Road travel on Cape York Peninsula can be a challenge, what with the corrugated roads, the sometimes hairy water crossings, and the chance of a sudden change in the weather leaving you stranded.
But it’s worth all of that and more to see this wonderful area at ground level, to get well off the beaten track and share the adventure with your fellow travellers. Along the Cape York Road, there are regular opportunities to pull up and have a yarn with other folk making the journey. This is one of the real pleasures of Cape York travel, meeting people who share your enthusiasm for the journey and sharing your road stories.
So here we are in October 2011 at the Archer River Roadhouse. About 200km from Weipa, somewhere to buy fuel, stay the night, or eat one of its famous burgers. Pulling in to the clearing out the front of the roadhouse, I felt like we had just arrived at an oasis.

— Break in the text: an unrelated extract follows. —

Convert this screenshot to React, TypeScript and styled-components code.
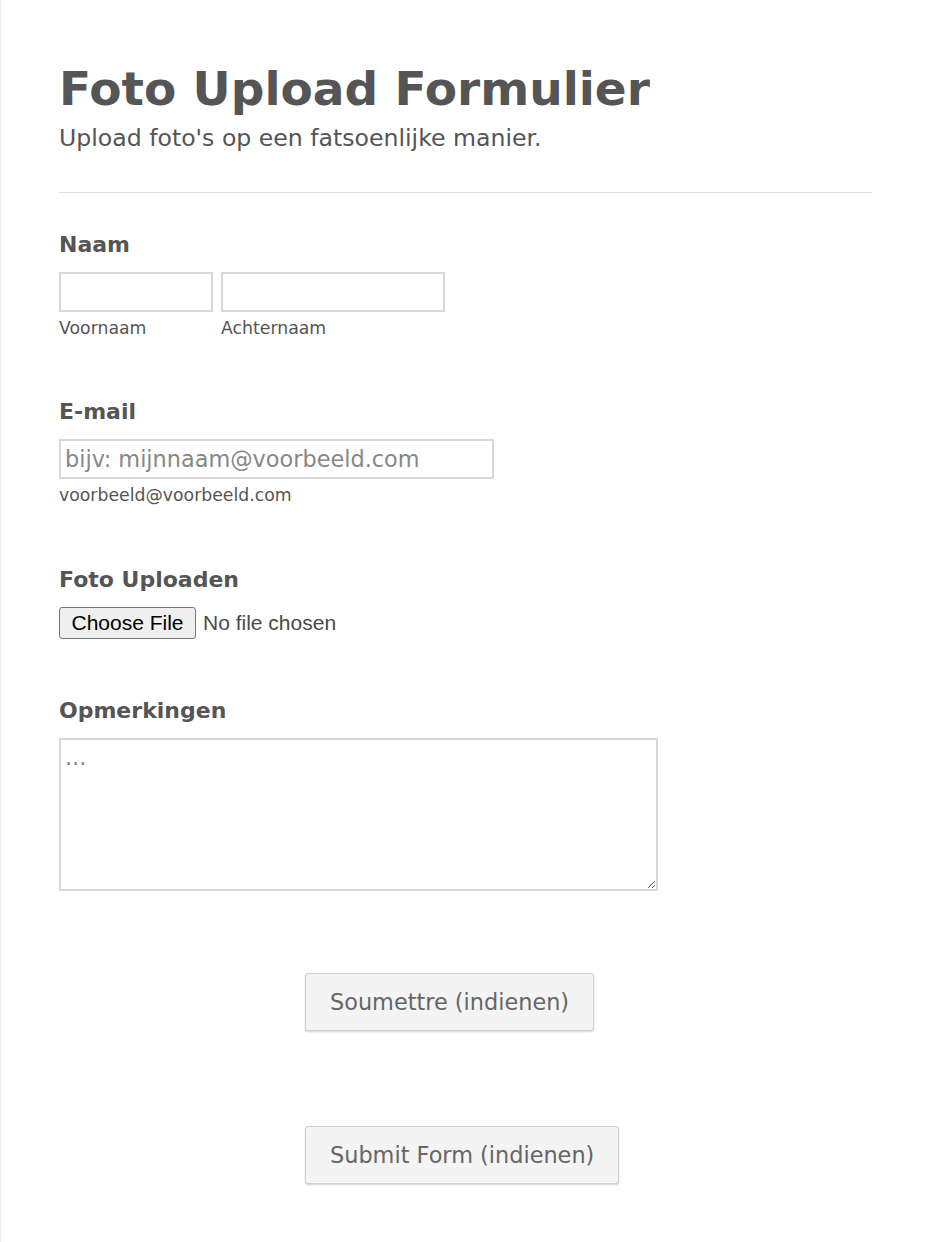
import React from 'react';
import styled, { createGlobalStyle } from 'styled-components';

const GlobalStyle = createGlobalStyle`
  html, body {
    margin: 0;
    padding: 0;
    background: #ffffff;
  }
  body {
    font-family: 'DejaVu Sans', Verdana, sans-serif;
    color: #555555;
  }
`;

const Page = styled.div`
  min-height: 1242px;
  box-sizing: border-box;
  border-left: 1px solid #eeeeee;
  padding: 62px 58px 40px 58px;
`;

const Header = styled.header`
  padding-bottom: 40px;
  border-bottom: 1px solid #dedede;
`;

const Title = styled.h1`
  margin: 0;
  font-size: 47px;
  font-weight: 700;
  line-height: 54px;
  color: #555555;
`;

const Subtitle = styled.p`
  margin: 8px 0 0;
  font-size: 23.6px;
  line-height: 28px;
`;

const Form = styled.form`
  display: flex;
  flex-direction: column;
  padding-top: 39px;
`;

const Field = styled.div<{ $after: number }>`
  display: flex;
  flex-direction: column;
  gap: 14px;
  margin-bottom: ${(p) => p.$after}px;
`;

const Label = styled.label`
  font-size: 22px;
  font-weight: 700;
  line-height: 26px;
`;

const Row = styled.div`
  display: flex;
  gap: 8px;
`;

const SubField = styled.div`
  display: flex;
  flex-direction: column;
  gap: 6px;
`;

const TextInput = styled.input<{ $width: number }>`
  box-sizing: border-box;
  width: ${(p) => p.$width}px;
  height: 40px;
  padding: 0 4px;
  border: 2px solid #d8d8d8;
  border-radius: 0;
  font-family: 'DejaVu Sans', Verdana, sans-serif;
  font-size: 22.4px;
  color: #555555;
  outline: none;

  &::placeholder {
    color: #878787;
  }
`;

const Hint = styled.span`
  font-size: 17.3px;
  line-height: 20px;
`;

const FileRow = styled.div`
  display: flex;
  align-items: center;
  gap: 7px;
  height: 32px;
  font-family: 'Liberation Sans', Arial, sans-serif;
  font-size: 21px;
`;

const FileButton = styled.button`
  box-sizing: border-box;
  width: 137px;
  height: 32px;
  padding: 0;
  border: 1px solid #767676;
  border-radius: 3px;
  background: #efefef;
  font-family: 'Liberation Sans', Arial, sans-serif;
  font-size: 21px;
  color: #000000;
`;

const FileStatus = styled.span`
  color: #4a4a4a;
`;

const TextArea = styled.textarea`
  box-sizing: border-box;
  width: 599px;
  height: 153px;
  padding: 4px 4px;
  border: 2px solid #d8d8d8;
  font-family: 'DejaVu Sans', Verdana, sans-serif;
  font-size: 22.4px;
  color: #555555;
  resize: both;
  outline: none;

  &::placeholder {
    color: #878787;
  }
`;

const Actions = styled.div`
  display: flex;
  flex-direction: column;
  align-items: flex-start;
  gap: 95px;
  padding-left: 246px;
`;

const SubmitButton = styled.button`
  box-sizing: border-box;
  height: 58px;
  padding: 0 24px;
  border: 1px solid #cfcfcf;
  border-radius: 3px;
  background: #f4f4f4;
  box-shadow: 0 1px 2px rgba(0, 0, 0, 0.18);
  font-family: 'DejaVu Sans', Verdana, sans-serif;
  font-size: 22.4px;
  color: #666666;
`;

export default function App() {
  return (
    <>
      <GlobalStyle />
      <Page>
        <Header>
          <Title>Foto Upload Formulier</Title>
          <Subtitle>Upload foto's op een fatsoenlijke manier.</Subtitle>
        </Header>
        <Form onSubmit={(e) => e.preventDefault()}>
          <Field $after={61}>
            <Label>Naam</Label>
            <Row>
              <SubField>
                <TextInput $width={154} type="text" />
                <Hint>Voornaam</Hint>
              </SubField>
              <SubField>
                <TextInput $width={224} type="text" />
                <Hint>Achternaam</Hint>
              </SubField>
            </Row>
          </Field>
          <Field $after={62}>
            <Label>E-mail</Label>
            <SubField>
              <TextInput $width={435} type="email" placeholder="bijv: mijnnaam@voorbeeld.com" />
              <Hint>voorbeeld@voorbeeld.com</Hint>
            </SubField>
          </Field>
          <Field $after={59}>
            <Label>Foto Uploaden</Label>
            <FileRow>
              <FileButton type="button">Choose File</FileButton>
              <FileStatus>No file chosen</FileStatus>
            </FileRow>
          </Field>
          <Field $after={82}>
            <Label>Opmerkingen</Label>
            <TextArea placeholder="..." />
          </Field>
          <Actions>
            <SubmitButton type="submit">Soumettre (indienen)</SubmitButton>
            <SubmitButton type="submit">Submit Form (indienen)</SubmitButton>
          </Actions>
        </Form>
      </Page>
    </>
  );
}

It’s a great spot. We met Ted and Judy having smoko at the roadhouse and got yarning with them. They were guiding a couple of overseas visitors up the Cape, something Ted has done many times before. My ears pricked up when Ted told us he had met one of the legends of Cape York Peninsula, Toots Holzheimer.
Ted mentioned Toots Holzheimer, a pioneer in so many ways. She drove trucks on Cape York for about 30 years from the early 60s. She was a mother of eight kids, delivered freight in all kinds of weather, building and renewing roads and bridges with her husband Ron. In those days, this was man’s work, but Toots did it every bit as well as the blokes, loading and unloading by hand.
Her work helped keep remote Cape communities viable, and she earned a legendary status in remote Australia. Toots’ exploits also encouraged people to hit the road for themselves and explore the Peninsula.